John Elisha Phelps (April 6, 1839 - September 17, 1921) was a Union Army officer during the American Civil War.

John Elisha Phelps was born at Springfield, Missouri on April 6, 1839. He was a grocer and cattle trader before the Civil War.

Phelps started his military career as a secret agent for Nathaniel Lyon. On June 11, 1862 when he was appointed a second lieutenant in the 3rd U.S. Cavalry Regiment, a unit of the Regular Army (United States). He was wounded in the leg at the Battle of Pea Ridge.

Phelps was an aide-de-camp on the staff of Brigadier General Eugene Asa Carr from September 1862 to April 1864. He was promoted to first lieutenant in the regular army on October 1, 1863. In late 1862, while recovering from malaria, he organized the 2nd Arkansas Cavalry Regiment (Union). He was appointed colonel of the 2nd Arkansas Cavalry (Union) on March 18, 1864. Phelps served as commander of Brigade 1 of the Cavalry Corps of the Military Division of West Mississippi from April 1865 to June 17, 1865; commander of Brigade 2 of the Cavalry Corps of the Military District of West Mississippi from June 17, 1865 to July 14, 1865 and of the Cavalry Division of the Military District of West Mississippi from July 14, 1865 until he was mustered out of the volunteer service.

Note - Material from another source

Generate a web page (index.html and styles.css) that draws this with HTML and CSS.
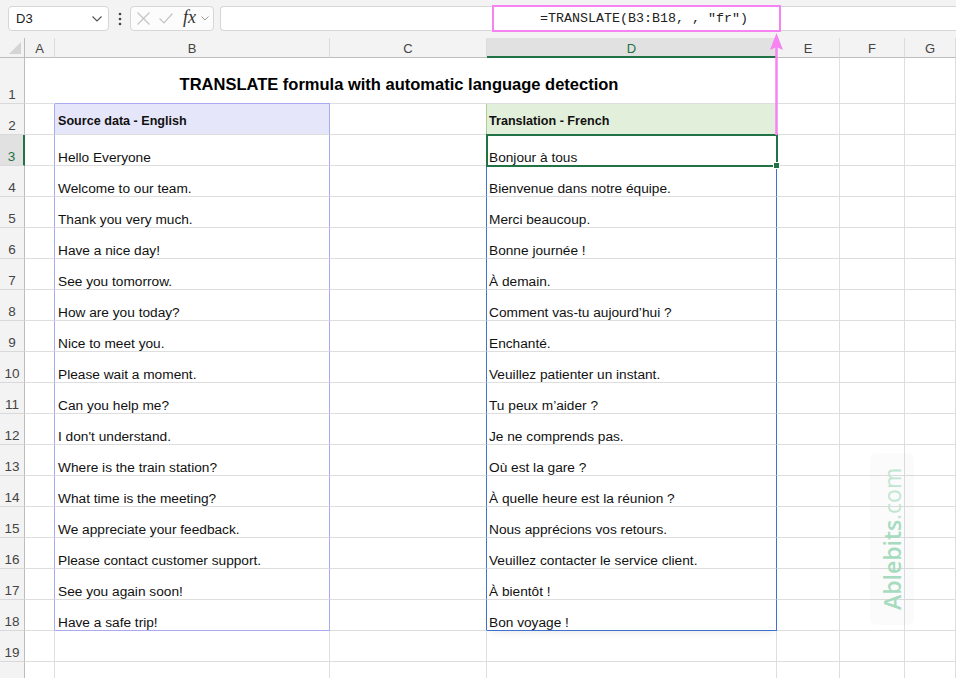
FILE: index.html
```html
<!DOCTYPE html>
<html lang="en">
<head>
    <meta charset="UTF-8">
    <meta name="viewport" content="width=device-width, initial-scale=1.0">
    <title>TRANSLATE formula</title>
    <link rel="stylesheet" href="styles.css">
</head>
<body>
    <div class="app">
        <div class="toolbar">
            <div class="name-box">
                <span>D3</span>
                <svg class="chev" width="10" height="6" viewBox="0 0 10 6"><polyline points="0.5,0.5 5,5 9.5,0.5" fill="none" stroke="#555" stroke-width="1.2"/></svg>
            </div>
            <svg class="dots" width="4" height="14" viewBox="0 0 4 14"><circle cx="2" cy="2" r="1.3" fill="#444"/><circle cx="2" cy="7" r="1.3" fill="#444"/><circle cx="2" cy="12" r="1.3" fill="#444"/></svg>
            <div class="func-box">
                <svg width="13" height="13" viewBox="0 0 13 13"><path d="M0.5 0.5 L12.5 12.5 M12.5 0.5 L0.5 12.5" stroke="#c4c4c4" stroke-width="1.2"/></svg>
                <svg width="14" height="11" viewBox="0 0 14 11"><polyline points="0.5,5.5 5,10 13.5,0.5" fill="none" stroke="#c4c4c4" stroke-width="1.2"/></svg>
                <span class="fx">fx</span>
                <svg width="8" height="5" viewBox="0 0 8 5"><polyline points="0.5,0.5 4,4 7.5,0.5" fill="none" stroke="#999" stroke-width="1"/></svg>
            </div>
            <div class="formula-input">=TRANSLATE(B3:B18, , "fr")</div>
        </div>

        <div class="sheet" id="sheet"></div>

        <div class="callout-box"></div>
        <svg class="callout-arrow" width="15" height="102" viewBox="0 0 15 102">
            <line x1="7.5" y1="12" x2="7.5" y2="102" stroke="#f783f2" stroke-width="2.5"/>
            <polygon points="7.5,0 14,17 7.5,14 1,17" fill="#f783f2"/>
        </svg>

        <div class="watermark"><span class="brand">Ablebits</span><span class="dotcom">.com</span></div>
    </div>

    <script>
        const english = [
            'Hello Everyone', 'Welcome to our team.', 'Thank you very much.', 'Have a nice day!',
            'See you tomorrow.', 'How are you today?', 'Nice to meet you.', 'Please wait a moment.',
            'Can you help me?', "I don't understand.", 'Where is the train station?', 'What time is the meeting?',
            'We appreciate your feedback.', 'Please contact customer support.', 'See you again soon!', 'Have a safe trip!'
        ];
        const french = [
            'Bonjour à tous', 'Bienvenue dans notre équipe.', 'Merci beaucoup.', 'Bonne journée !',
            'À demain.', 'Comment vas-tu aujourd’hui ?', 'Enchanté.', 'Veuillez patienter un instant.',
            'Tu peux m’aider ?', 'Je ne comprends pas.', 'Où est la gare ?', 'À quelle heure est la réunion ?',
            'Nous apprécions vos retours.', 'Veuillez contacter le service client.', 'À bientôt !', 'Bon voyage !'
        ];
        const cols = ['A', 'B', 'C', 'D', 'E', 'F', 'G'];
        const sheet = document.getElementById('sheet');

        function cell(cls, text) {
            const div = document.createElement('div');
            div.className = cls;
            if (text !== undefined) div.textContent = text;
            sheet.appendChild(div);
            return div;
        }

        cell('corner');
        cols.forEach(c => cell(c === 'D' ? 'col-head active' : 'col-head', c));

        for (let r = 1; r <= 20; r++) {
            cell(r === 3 ? 'row-head active' : 'row-head', r);

            if (r === 1) {
                cell('cell title', 'TRANSLATE formula with automatic language detection');
                cell('cell'); cell('cell'); cell('cell');
                continue;
            }

            if (r === 2) {
                cell('cell src-left');
                cell('cell src src-top src-head', 'Source data - English');
                cell('cell fr-left');
                cell('cell fr-head', 'Translation - French');
            } else if (r <= 18) {
                const last = r === 18 ? ' last' : '';
                cell('cell src-left');
                cell('cell src' + last, english[r - 3]);
                cell('cell dst-left');
                cell('cell dst' + last + (r === 3 ? ' selected' : ''), french[r - 3]);
            } else {
                cell('cell'); cell('cell'); cell('cell'); cell('cell');
            }
            cell('cell'); cell('cell'); cell('cell');
        }
    </script>
</body>
</html>
```

FILE: styles.css
```css
body {
    margin: 0;
    font-family: "Liberation Sans", Arial, sans-serif;
    background-color: #fff;
    overflow: hidden;
}

.app {
    position: relative;
    width: 956px;
    height: 678px;
    overflow: hidden;
}

/* formula bar */

.toolbar {
    height: 38px;
    background-color: #f3f3f3;
    display: flex;
    align-items: flex-start;
    padding: 6px 0 0 8px;
    box-sizing: border-box;
}

.name-box {
    width: 101px;
    height: 25px;
    box-sizing: border-box;
    background-color: #fff;
    border: 1px solid #d6d6d6;
    border-radius: 4px;
    display: flex;
    align-items: center;
    justify-content: space-between;
    padding: 0 6px 0 7px;
    font-size: 13px;
    color: #222;
}

.dots {
    margin: 6px 8px 0 9px;
}

.func-box {
    width: 84px;
    height: 25px;
    box-sizing: border-box;
    background-color: #fcfcfc;
    border: 1px solid #d6d6d6;
    border-radius: 4px;
    display: flex;
    align-items: center;
    padding: 0 3px 0 6px;
    gap: 9px;
}

.fx {
    font-family: "Liberation Serif", "Times New Roman", serif;
    font-style: italic;
    font-size: 18px;
    color: #333;
    margin: 0 -4px 3px 1px;
}

.formula-input {
    flex: 1;
    height: 25px;
    margin-left: 6px;
    box-sizing: border-box;
    background-color: #fff;
    border: 1px solid #d6d6d6;
    border-right: none;
    border-radius: 4px 0 0 4px;
    padding-left: 319px;
    font-family: "Liberation Mono", "Courier New", monospace;
    font-size: 13.33px;
    line-height: 24px;
    color: #222;
    white-space: pre;
}

/* grid */

.sheet {
    display: grid;
    grid-template-columns: 25px 30px 275px 157px 290px 63px 65px 1fr;
    grid-template-rows: 20px 46px repeat(19, 31px);
    font-size: 13.7px;
    color: #111;
}

.corner {
    background-color: #f3f3f3;
    border-right: 1px solid #bdbdbd;
    border-bottom: 1px solid #bdbdbd;
    position: relative;
}

.corner::after {
    content: "";
    position: absolute;
    right: 3px;
    bottom: 3px;
    border-style: solid;
    border-width: 0 0 12px 12px;
    border-color: transparent transparent #d4d4d4 transparent;
}

.col-head {
    background-color: #f3f3f3;
    border-right: 1px solid #dcdcdc;
    border-bottom: 1px solid #bdbdbd;
    display: flex;
    align-items: center;
    justify-content: center;
    padding-top: 2px;
    color: #444;
    font-size: 13px;
}

.col-head.active {
    background-color: #e1e1e1;
    border-bottom: 2px solid #217346;
    color: #217346;
}

.row-head {
    background-color: #f3f3f3;
    border-right: 1px solid #bdbdbd;
    border-bottom: 1px solid #d9d9d9;
    display: flex;
    align-items: flex-end;
    justify-content: center;
    padding-bottom: 1px;
    color: #444;
    font-size: 13.5px;
}

.row-head.active {
    background-color: #e1e1e1;
    border-right: 2px solid #217346;
    color: #217346;
}

.cell {
    box-sizing: border-box;
    border-right: 1px solid #dedede;
    border-bottom: 1px solid #dedede;
    display: flex;
    align-items: flex-end;
    padding: 0 3px 0 3px;
    white-space: nowrap;
    min-width: 0;
}

.title {
    grid-column: span 4;
    justify-content: center;
    font-size: 16.5px;
    font-weight: bold;
    color: #000;
    padding-bottom: 9px;
    padding-left: 0;
}

/* source range B2:B18 */

.src-left {
    border-right-color: #aaaaf0;
}

.src {
    border-right-color: #aaaaf0;
}

.src-top {
    box-shadow: 0 -1px 0 #aaaaf0;
}

.src-head {
    background-color: #e6e6fa;
    font-weight: bold;
    font-size: 12.6px;
    padding-bottom: 6px;
}

.src.last {
    border-bottom-color: #aaaaf0;
}

/* translated range D2:D18 */

.fr-left {
    border-right-color: #a9d08e;
}

.fr-head {
    background-color: #e2efda;
    border-right-color: #a9d08e;
    font-weight: bold;
    font-size: 12.6px;
    padding-bottom: 6px;
    padding-left: 2px;
}

.dst-left {
    border-right-color: #3f72d0;
}

.dst {
    border-right-color: #3f72d0;
    padding-left: 2px;
}

.dst.last {
    border-bottom-color: #3f72d0;
    box-shadow: 0 4px 8px -4px rgba(0, 0, 0, 0.12);
}

.selected {
    position: relative;
    outline: 2px solid #217346;
    outline-offset: -1px;
}

.selected::after {
    content: "";
    position: absolute;
    right: -4px;
    bottom: -4px;
    width: 5px;
    height: 5px;
    background-color: #217346;
    border: 1px solid #fff;
}

/* annotations */

.callout-box {
    position: absolute;
    left: 492px;
    top: 5px;
    width: 289px;
    height: 27px;
    box-sizing: border-box;
    border: 2px solid #f783f2;
}

.callout-arrow {
    position: absolute;
    left: 769px;
    top: 33px;
}

.watermark {
    position: absolute;
    left: 870px;
    top: 453px;
    width: 44px;
    height: 172px;
    box-sizing: border-box;
    background-color: rgba(0, 0, 0, 0.015);
    border-radius: 6px;
    writing-mode: vertical-rl;
    transform: rotate(180deg);
    display: flex;
    align-items: center;
    justify-content: center;
    font-family: "Open Sans", sans-serif;
    font-size: 23px;
}

.brand {
    color: #a6dbbf;
    font-weight: 600;
}

.dotcom {
    color: #c0e6d2;
}
```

Phelps was mustered out of the volunteers on August 20, 1865 and resigned his commission in the regular army on September 28, 1865. He received brevet appointments of captain, for the Missouri Campaign, major and colonel in the regular army to rank from March 13, 1865.

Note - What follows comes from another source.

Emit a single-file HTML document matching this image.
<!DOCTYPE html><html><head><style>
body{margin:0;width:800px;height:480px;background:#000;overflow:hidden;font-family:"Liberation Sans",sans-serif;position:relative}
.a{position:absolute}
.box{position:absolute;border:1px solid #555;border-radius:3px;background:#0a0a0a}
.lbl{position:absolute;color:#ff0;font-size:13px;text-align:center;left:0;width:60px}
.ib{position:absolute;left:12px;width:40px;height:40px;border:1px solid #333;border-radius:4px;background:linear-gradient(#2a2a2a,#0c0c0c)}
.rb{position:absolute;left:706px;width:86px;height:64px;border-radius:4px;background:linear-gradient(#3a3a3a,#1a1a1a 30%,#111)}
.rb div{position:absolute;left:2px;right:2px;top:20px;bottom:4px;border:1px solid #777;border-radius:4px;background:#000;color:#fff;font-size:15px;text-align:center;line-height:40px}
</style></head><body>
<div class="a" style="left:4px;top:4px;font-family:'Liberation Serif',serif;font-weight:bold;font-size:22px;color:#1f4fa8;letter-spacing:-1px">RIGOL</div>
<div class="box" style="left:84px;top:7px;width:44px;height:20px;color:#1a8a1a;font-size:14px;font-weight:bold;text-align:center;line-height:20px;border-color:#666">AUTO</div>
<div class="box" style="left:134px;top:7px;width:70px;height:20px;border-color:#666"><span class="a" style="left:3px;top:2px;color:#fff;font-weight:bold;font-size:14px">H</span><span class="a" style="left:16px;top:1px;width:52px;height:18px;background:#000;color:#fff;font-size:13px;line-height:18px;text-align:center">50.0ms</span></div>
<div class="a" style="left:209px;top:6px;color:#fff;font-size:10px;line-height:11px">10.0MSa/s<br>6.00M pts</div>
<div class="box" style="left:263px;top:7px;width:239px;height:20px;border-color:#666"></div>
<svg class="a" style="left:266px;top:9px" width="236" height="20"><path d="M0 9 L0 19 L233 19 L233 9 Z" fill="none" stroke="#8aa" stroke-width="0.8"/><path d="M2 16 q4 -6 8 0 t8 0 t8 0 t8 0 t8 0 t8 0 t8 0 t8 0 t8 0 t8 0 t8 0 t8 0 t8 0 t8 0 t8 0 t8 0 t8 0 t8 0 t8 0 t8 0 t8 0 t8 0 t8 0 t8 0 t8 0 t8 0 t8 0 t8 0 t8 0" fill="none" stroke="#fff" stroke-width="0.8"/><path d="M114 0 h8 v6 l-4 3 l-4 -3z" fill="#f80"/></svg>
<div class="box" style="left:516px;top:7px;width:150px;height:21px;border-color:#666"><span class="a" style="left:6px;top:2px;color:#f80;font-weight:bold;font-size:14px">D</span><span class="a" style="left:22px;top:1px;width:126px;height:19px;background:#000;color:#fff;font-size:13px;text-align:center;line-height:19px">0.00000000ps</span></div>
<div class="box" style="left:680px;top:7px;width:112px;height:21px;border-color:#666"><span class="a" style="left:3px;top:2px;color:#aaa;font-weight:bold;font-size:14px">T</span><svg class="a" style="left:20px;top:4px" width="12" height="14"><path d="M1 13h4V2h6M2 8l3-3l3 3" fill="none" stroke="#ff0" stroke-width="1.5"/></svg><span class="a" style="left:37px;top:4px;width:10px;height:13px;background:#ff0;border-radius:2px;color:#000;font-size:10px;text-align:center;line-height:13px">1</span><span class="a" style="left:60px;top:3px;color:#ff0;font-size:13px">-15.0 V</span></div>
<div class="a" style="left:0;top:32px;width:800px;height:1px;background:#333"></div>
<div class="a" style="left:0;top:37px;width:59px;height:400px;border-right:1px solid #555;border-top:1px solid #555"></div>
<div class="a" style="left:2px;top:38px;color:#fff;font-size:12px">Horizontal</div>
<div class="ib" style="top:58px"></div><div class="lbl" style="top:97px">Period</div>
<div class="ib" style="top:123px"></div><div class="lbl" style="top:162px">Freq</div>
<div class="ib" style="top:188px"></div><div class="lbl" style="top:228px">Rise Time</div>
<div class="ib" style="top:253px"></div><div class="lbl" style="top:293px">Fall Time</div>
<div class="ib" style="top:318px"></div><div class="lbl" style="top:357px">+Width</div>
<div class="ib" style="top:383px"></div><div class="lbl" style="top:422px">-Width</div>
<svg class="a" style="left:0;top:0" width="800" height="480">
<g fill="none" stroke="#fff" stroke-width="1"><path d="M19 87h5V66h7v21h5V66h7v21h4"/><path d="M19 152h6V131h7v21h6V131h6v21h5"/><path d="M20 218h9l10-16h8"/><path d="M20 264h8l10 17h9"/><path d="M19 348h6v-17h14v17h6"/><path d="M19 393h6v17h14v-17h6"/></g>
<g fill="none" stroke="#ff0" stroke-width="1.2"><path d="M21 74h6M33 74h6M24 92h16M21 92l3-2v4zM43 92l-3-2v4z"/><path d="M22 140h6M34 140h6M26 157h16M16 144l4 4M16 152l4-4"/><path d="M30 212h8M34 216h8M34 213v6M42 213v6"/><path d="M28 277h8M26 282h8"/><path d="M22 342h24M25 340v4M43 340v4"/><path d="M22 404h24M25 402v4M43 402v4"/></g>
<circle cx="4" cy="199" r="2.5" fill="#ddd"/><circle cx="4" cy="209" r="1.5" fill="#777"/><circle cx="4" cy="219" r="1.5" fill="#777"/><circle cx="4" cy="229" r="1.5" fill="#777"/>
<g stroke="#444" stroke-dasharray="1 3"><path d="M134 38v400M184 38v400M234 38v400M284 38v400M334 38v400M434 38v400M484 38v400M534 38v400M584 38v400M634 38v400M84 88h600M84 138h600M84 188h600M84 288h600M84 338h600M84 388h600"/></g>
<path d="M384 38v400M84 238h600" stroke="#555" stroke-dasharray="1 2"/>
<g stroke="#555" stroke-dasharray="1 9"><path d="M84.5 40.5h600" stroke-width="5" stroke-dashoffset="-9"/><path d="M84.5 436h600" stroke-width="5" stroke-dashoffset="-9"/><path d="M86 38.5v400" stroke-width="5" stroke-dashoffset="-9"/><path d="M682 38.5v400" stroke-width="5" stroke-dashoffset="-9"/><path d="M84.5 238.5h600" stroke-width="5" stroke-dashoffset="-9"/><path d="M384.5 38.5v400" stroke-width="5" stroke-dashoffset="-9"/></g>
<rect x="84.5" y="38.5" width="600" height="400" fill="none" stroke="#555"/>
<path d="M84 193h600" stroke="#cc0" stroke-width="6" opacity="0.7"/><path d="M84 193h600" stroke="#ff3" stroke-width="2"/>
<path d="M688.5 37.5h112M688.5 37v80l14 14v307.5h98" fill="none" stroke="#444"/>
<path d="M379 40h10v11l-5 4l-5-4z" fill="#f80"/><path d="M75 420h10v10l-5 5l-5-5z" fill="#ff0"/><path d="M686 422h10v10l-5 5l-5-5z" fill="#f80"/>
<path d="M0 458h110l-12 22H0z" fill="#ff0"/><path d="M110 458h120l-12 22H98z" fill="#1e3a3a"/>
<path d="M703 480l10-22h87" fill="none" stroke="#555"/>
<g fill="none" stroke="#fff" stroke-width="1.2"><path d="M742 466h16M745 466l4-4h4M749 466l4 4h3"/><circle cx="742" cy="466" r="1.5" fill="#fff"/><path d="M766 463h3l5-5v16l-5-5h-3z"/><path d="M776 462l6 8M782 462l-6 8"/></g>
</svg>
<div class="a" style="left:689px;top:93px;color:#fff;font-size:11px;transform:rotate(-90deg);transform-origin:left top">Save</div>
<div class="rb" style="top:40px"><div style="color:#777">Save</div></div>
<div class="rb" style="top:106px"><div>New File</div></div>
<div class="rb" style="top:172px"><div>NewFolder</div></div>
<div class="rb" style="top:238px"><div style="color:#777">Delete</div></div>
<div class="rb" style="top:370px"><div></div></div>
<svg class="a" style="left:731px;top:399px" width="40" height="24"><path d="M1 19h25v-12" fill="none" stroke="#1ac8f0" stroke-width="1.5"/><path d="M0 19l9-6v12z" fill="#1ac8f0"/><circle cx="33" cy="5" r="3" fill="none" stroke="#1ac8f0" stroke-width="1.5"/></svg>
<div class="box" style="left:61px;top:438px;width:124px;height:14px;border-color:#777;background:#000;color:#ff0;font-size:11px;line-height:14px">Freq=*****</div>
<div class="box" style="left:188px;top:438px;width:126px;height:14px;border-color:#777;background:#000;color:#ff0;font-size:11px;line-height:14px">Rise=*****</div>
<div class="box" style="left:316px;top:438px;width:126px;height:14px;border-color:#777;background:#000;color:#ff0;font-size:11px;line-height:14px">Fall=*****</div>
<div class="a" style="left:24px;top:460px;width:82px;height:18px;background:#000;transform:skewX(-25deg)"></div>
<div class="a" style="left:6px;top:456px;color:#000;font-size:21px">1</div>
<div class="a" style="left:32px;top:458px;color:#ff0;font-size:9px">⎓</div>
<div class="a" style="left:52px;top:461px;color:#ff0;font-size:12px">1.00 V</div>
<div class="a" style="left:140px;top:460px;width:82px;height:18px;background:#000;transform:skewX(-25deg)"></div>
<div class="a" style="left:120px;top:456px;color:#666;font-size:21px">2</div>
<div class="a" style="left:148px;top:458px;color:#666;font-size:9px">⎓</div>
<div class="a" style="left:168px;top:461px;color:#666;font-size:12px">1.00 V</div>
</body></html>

On January 13, 1866, President Andrew Johnson nominated Phelps for appointment to the grade of brevet brigadier general of volunteers, to rank from March 13, 1865, and the United States Senate confirmed the appointment on March 12, 1866.

After the war, Phelps became a farmer and a miner. He later moved to Tacoma, Washington. John Elisha Phelps died at Pasadena, California on September 17, 1921. He was buried in the Los Angeles National Cemetery with a military marker that reads the surname of "Phels". He has a cenotaph marker in Hazelwood Cemetery, Springfield, Missouri.